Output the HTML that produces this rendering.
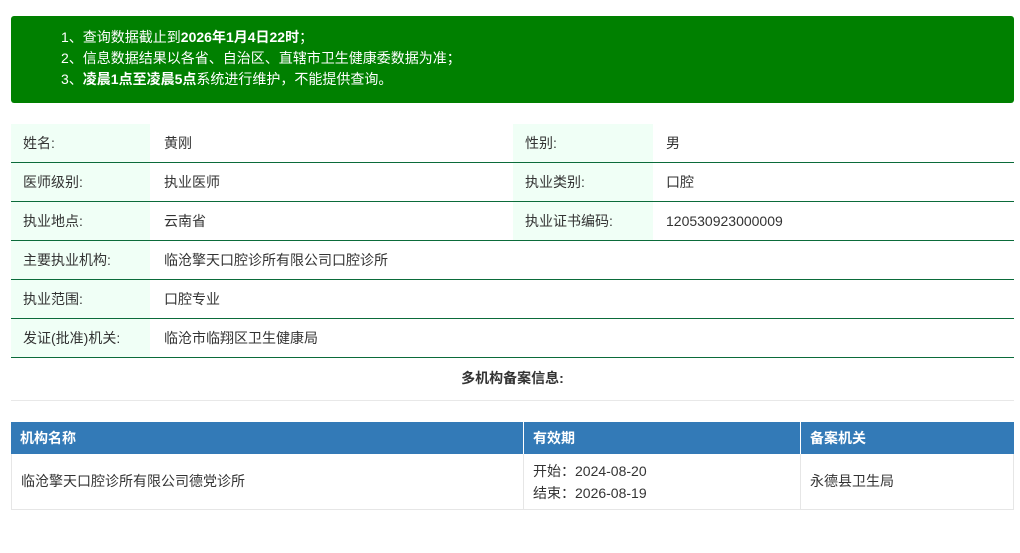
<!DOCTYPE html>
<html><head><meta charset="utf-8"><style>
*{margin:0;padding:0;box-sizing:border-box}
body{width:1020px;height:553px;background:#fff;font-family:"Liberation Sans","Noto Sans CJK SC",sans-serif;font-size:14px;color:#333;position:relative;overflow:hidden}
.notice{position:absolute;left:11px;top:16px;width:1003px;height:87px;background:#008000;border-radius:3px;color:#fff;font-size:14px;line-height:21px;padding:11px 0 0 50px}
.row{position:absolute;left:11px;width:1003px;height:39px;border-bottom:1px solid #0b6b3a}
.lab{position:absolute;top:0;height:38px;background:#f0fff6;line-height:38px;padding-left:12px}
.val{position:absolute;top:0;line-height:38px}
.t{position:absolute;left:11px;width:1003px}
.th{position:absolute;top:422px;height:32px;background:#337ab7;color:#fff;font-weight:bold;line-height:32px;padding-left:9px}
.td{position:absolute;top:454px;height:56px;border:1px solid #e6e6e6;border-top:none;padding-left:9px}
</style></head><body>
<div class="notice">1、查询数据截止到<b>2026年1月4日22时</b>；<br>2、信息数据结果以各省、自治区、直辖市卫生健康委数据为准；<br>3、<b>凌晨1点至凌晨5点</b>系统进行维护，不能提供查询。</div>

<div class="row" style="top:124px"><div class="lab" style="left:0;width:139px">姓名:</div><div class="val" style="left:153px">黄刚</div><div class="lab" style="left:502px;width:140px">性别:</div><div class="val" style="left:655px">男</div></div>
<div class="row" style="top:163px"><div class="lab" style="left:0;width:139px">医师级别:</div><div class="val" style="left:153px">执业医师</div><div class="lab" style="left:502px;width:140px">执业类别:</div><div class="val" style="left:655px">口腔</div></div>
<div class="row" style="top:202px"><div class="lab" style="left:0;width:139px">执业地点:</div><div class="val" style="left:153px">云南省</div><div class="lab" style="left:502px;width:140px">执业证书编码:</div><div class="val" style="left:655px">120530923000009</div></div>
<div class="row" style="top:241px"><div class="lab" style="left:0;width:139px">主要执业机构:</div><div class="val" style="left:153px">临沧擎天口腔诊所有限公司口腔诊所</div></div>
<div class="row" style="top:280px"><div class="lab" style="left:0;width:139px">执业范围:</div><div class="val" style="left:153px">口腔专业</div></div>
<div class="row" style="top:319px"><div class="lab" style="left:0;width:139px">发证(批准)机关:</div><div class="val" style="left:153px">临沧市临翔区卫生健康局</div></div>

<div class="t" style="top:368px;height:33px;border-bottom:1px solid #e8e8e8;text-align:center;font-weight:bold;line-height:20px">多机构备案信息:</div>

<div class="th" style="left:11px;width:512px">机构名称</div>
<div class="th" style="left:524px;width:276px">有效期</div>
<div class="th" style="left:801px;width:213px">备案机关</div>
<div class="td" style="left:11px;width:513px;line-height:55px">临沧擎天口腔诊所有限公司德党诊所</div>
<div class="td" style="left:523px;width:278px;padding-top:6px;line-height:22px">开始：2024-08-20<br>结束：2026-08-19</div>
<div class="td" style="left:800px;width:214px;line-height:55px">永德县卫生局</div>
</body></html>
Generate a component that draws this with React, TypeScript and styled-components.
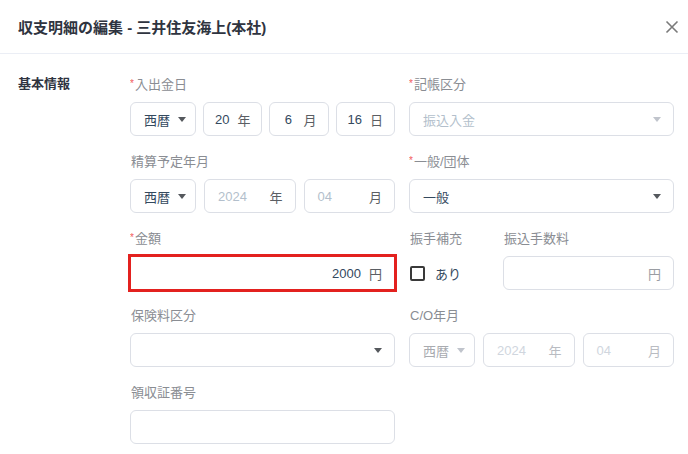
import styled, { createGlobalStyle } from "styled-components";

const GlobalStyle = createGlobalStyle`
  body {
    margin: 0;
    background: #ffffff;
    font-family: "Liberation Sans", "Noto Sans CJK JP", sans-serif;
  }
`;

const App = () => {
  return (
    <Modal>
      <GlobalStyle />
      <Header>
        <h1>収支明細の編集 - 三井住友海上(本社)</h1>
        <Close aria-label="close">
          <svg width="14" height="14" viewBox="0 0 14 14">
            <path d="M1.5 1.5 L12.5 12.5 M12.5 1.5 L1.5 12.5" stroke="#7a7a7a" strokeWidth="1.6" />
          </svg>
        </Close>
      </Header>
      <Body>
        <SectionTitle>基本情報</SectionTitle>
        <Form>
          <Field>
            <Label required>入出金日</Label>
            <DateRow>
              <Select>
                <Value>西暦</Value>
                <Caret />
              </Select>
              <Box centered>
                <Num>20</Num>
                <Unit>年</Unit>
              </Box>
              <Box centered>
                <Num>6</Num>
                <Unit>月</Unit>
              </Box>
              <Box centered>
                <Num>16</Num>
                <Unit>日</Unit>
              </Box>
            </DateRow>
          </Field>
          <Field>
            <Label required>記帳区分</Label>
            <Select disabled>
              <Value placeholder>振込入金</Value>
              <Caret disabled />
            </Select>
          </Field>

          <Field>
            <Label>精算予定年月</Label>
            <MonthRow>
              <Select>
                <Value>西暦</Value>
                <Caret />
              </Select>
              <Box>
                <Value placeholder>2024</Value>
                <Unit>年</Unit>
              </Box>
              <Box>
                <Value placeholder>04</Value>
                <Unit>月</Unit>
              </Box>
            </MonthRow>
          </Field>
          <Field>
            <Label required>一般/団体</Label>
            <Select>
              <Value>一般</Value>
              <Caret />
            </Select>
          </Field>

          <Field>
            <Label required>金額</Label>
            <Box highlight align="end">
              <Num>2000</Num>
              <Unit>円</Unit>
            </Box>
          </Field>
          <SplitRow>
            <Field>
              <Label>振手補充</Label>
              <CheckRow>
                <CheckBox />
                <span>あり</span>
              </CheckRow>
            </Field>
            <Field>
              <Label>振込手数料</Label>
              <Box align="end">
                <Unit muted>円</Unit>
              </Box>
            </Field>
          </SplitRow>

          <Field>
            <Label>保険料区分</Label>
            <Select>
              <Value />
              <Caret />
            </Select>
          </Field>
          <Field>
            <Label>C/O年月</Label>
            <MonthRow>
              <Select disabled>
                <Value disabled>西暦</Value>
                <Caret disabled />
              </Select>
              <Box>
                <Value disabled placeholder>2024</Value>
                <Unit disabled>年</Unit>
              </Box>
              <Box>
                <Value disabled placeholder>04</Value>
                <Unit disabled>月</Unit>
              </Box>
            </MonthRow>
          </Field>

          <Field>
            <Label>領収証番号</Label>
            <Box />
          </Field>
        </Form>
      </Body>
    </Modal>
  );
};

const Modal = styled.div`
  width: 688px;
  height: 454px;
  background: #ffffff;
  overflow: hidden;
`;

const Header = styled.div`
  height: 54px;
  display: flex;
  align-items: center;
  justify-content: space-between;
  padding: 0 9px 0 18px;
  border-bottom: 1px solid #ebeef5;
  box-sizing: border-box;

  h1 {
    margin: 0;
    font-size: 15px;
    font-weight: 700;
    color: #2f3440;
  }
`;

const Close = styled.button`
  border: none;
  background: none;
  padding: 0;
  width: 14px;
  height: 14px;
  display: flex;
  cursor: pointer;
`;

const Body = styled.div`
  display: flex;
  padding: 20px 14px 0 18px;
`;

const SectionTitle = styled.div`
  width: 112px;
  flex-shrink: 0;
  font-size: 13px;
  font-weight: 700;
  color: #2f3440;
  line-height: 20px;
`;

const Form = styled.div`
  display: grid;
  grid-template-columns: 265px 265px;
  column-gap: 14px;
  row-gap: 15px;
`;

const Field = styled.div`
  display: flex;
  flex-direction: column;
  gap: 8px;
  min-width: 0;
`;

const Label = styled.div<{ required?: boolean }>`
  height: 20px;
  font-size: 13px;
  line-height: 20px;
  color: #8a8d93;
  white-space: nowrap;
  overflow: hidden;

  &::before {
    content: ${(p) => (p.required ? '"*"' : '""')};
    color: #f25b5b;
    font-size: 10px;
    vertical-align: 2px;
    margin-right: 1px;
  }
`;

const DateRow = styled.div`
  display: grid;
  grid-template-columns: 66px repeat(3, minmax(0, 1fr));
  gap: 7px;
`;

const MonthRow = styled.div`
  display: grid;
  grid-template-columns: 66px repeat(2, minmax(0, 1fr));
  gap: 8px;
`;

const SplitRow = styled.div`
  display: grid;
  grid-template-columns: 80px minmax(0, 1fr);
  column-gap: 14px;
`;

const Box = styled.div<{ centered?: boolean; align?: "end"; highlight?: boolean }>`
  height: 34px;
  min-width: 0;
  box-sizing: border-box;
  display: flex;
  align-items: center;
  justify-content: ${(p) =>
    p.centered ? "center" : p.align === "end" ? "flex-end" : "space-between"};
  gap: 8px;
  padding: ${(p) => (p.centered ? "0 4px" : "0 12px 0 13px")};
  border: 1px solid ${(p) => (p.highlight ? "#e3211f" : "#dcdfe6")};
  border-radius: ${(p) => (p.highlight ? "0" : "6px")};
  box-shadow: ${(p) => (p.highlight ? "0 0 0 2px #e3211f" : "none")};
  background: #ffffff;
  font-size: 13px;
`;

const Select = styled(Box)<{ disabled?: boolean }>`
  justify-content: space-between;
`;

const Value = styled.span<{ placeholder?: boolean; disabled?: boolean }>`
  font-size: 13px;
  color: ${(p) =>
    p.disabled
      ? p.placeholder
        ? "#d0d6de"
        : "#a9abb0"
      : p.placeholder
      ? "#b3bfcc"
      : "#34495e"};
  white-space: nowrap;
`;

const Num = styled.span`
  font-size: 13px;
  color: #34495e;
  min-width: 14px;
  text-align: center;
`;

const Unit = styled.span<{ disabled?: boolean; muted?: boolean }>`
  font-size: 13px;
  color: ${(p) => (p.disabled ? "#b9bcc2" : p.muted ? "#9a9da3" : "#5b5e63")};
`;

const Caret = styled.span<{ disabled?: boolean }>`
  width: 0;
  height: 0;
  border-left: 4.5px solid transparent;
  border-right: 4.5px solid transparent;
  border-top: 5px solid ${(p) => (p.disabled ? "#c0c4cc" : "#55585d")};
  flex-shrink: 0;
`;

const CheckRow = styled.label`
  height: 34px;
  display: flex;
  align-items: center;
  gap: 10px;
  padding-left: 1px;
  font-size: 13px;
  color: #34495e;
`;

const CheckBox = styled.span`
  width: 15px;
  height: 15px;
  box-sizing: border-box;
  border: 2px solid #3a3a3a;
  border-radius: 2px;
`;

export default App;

• Written instruction
Check each line of the entries above, and show every one holding the word "that".

• Answer to the problem
Output the HTML that produces this rendering.
Generate a component that draws this with React, TypeScript and styled-components.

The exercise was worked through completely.